Boy & Bear. Live at the Night & Day Cafe 03/12/2010

Review by Kelly Johnson

Embarking on their first headline tour of the UK, Indie folk–rockers Boy & Bear originating from the much warmer shores of Sydney, Australia brave our minus temperatures and the sell out crowd of Night & Day.  These guys have an impressive CV for 2009/10 having supported recent folk darlings of the moment Laura Marling and Mumford and Sons for the UK and Australian legs of their tour, getting signed to Universal and building up quite the following in OZ – not bad I must say!. Having met on the music scene down under whilst playing for different bands the lads decided to get together and do their owns stuff, all members singer song writers in their own right, which promises great things for their songs, I hope to not be disappointed.

I half expect the band to arrive on stage wearing woolly hats rather than flat caps but not one was in sight. The crowd squeeze themselves tightly around the front and I welcome the body heat.  The band gets straight onto it opening with ‘The Storm’ followed by ‘Blood to Gold’, the crowd obviously recognising both and dancing ensues from the offset.
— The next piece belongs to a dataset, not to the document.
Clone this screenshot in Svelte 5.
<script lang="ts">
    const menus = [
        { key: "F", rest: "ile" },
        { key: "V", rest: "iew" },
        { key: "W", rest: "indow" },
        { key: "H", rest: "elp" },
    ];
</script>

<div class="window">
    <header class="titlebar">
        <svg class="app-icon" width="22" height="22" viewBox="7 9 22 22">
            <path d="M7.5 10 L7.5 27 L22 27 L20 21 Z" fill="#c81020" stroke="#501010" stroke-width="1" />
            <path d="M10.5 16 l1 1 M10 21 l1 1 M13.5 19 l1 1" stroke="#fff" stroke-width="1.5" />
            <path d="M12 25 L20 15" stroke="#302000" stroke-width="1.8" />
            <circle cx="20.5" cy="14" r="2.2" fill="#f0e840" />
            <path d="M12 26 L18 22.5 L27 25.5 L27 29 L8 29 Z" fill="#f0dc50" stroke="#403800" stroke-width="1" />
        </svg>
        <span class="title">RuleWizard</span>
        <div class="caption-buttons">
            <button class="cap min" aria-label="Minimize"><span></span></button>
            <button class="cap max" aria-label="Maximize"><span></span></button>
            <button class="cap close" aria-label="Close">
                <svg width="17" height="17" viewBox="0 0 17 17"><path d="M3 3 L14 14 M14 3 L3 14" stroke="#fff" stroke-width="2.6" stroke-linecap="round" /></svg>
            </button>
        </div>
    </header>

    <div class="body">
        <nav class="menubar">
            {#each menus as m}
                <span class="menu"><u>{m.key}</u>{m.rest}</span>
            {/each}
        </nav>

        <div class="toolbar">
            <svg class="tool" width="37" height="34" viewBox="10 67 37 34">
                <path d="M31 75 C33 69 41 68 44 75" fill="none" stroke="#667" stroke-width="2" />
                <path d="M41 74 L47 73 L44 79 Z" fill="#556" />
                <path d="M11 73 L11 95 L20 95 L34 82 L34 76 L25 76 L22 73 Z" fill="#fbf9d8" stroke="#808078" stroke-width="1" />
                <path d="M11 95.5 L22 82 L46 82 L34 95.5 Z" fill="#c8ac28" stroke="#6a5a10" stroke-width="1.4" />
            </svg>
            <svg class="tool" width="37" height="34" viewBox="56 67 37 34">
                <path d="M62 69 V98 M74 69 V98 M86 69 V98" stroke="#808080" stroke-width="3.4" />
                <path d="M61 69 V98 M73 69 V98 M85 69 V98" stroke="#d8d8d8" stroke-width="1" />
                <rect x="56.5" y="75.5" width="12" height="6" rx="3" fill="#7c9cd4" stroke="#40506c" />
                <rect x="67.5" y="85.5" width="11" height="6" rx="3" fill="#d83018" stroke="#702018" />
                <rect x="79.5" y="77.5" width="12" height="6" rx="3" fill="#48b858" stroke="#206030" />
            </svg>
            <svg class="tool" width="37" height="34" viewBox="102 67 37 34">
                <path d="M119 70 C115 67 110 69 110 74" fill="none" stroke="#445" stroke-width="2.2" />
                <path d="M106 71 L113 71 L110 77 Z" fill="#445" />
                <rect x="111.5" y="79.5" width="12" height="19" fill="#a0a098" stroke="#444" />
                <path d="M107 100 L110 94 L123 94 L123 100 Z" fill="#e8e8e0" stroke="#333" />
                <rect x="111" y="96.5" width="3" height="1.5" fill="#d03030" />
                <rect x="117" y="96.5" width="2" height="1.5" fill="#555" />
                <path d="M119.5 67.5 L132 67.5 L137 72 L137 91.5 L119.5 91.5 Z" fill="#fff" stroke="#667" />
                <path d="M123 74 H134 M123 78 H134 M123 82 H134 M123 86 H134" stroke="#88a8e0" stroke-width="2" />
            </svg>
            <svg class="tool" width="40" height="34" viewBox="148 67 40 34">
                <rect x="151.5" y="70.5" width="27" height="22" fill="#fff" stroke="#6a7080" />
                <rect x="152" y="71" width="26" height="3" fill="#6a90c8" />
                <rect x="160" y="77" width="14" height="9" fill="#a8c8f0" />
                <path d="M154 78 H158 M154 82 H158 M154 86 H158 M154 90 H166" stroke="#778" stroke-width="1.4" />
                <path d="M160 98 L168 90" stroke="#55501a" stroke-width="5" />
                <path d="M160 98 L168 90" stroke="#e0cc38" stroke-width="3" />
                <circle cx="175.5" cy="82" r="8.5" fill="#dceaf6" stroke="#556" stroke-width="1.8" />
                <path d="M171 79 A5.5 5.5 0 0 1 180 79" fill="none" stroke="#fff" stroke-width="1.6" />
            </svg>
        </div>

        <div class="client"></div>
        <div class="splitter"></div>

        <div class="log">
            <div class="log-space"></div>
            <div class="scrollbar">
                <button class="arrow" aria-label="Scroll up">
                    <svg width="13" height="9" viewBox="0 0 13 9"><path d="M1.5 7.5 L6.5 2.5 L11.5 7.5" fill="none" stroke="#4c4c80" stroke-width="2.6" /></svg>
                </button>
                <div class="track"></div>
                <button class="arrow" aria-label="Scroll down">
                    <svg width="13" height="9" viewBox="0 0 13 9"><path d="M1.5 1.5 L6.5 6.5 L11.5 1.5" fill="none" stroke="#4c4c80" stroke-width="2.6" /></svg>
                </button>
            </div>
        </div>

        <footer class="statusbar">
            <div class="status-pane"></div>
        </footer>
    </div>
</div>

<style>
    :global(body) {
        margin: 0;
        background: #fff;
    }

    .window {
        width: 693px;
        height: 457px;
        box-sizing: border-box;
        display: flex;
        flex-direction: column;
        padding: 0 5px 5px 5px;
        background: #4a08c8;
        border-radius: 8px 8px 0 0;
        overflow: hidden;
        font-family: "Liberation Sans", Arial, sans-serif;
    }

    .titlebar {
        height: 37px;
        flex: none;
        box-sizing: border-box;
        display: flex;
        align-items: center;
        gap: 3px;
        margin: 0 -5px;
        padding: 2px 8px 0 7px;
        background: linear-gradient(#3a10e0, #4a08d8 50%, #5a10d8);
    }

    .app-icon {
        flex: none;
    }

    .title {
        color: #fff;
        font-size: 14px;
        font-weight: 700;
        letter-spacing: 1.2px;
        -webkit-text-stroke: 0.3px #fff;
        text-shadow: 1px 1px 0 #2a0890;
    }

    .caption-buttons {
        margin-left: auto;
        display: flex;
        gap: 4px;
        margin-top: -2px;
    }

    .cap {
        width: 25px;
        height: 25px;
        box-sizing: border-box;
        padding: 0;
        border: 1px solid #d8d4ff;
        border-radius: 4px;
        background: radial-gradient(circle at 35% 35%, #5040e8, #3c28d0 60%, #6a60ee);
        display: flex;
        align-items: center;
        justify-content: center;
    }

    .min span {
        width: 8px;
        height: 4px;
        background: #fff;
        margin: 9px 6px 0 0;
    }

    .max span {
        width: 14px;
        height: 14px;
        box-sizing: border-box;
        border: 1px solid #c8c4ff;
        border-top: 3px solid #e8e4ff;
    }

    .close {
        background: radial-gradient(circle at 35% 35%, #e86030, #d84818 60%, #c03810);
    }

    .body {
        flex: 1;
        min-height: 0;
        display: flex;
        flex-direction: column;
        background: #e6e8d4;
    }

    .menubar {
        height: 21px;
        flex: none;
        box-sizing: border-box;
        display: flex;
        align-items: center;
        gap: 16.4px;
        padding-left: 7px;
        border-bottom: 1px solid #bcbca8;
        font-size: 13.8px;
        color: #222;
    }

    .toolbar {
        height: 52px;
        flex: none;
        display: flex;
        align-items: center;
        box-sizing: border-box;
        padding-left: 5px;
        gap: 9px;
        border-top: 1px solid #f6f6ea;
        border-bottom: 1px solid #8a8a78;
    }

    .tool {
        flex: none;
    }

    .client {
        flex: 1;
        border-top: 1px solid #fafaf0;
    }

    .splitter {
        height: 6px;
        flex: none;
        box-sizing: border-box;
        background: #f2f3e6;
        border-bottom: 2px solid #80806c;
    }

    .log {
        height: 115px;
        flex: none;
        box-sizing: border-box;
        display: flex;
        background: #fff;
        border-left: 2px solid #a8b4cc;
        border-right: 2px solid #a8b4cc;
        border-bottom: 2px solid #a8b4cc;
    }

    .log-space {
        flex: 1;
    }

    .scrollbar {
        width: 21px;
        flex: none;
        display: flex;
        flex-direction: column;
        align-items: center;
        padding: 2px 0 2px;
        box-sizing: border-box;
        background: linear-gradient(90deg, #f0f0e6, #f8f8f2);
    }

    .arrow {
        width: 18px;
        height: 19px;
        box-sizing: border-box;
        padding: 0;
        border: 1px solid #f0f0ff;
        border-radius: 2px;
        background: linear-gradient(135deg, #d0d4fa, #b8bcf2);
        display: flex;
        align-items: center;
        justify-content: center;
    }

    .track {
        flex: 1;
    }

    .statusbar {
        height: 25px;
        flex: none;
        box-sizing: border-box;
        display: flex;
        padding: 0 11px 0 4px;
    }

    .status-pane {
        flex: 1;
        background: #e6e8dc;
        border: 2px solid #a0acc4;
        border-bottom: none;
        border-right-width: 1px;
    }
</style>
The songs have a wonderfully rich energetic sound coupled with near perfect harmonies and are both an absolute treat to my ears. The band are clearly influenced by Fleet Foxes and Mumford and Sons – I’d go as far to say if the two were to have a love child Boy and Bear would definitely be it! Don’t get me wrong this is no bad thing, best of both worlds in my opinion. It would certainly have been interesting to see them support Mumford and Sons and how their sets compared next to each other. 

Dave Hosking is the perfect charismatic front man although his geography isn’t so great as he gets a bit confused about Ireland and the UK – I think this can be forgiven as personally I get hazy about anything South of Manchester. Suffering technical difficulties from the start with drum mics it’s frustrating for the listener but this hasn’t fazed Hoskings or the rest of the band who deal with it professionally and carry on until it eventually gets fixed, no drama queen antics here.  The big tunes continue with ‘Rabbit Song’ which begins with beautiful harmonies and takes you on a journey through layers of sound – I think this is my favourite of the set.

The boys attempt something dangerous – a cover of ‘Flume’ by Bon Iver, I’m always dubious about covers by artists who are of the same time and genre, especially by such a folk heavy weight. Thankfully I don’t have to worry for long, with the added vocals of their friends who join them on stage there is a fullness to the song which is very different from the stripped down original, it’s a definite crowd pleaser but I still prefer the original – sorry guys.  Hosking remarks we (the crowd that is) are the rowdiest of the tour so far, certainly the most ‘heckling’, although I think this was referring to the many shouts for the Crowded House ‘Fall At Your Feet’ cover which doesn’t materialise, rather than actual abuse as people are clearly enjoying the gig.  

The lads don’t do encores which I like – It’s all got too expected these days but they don’t miss out the song most people will have trudged through the snow to hear – ‘Mexican Mavis’, it’s getting regular air play on BBC 6 Music and is the song which drew my attention in the first place, again the skilful tightness of the band and the haunting vocals are just magical and I’m totally gripped. I leave feeling we will definitely be seeing and hearing much more of these very talented young Aussies and I will certainly be keeping my eyes peeled for when they come visiting our shores again.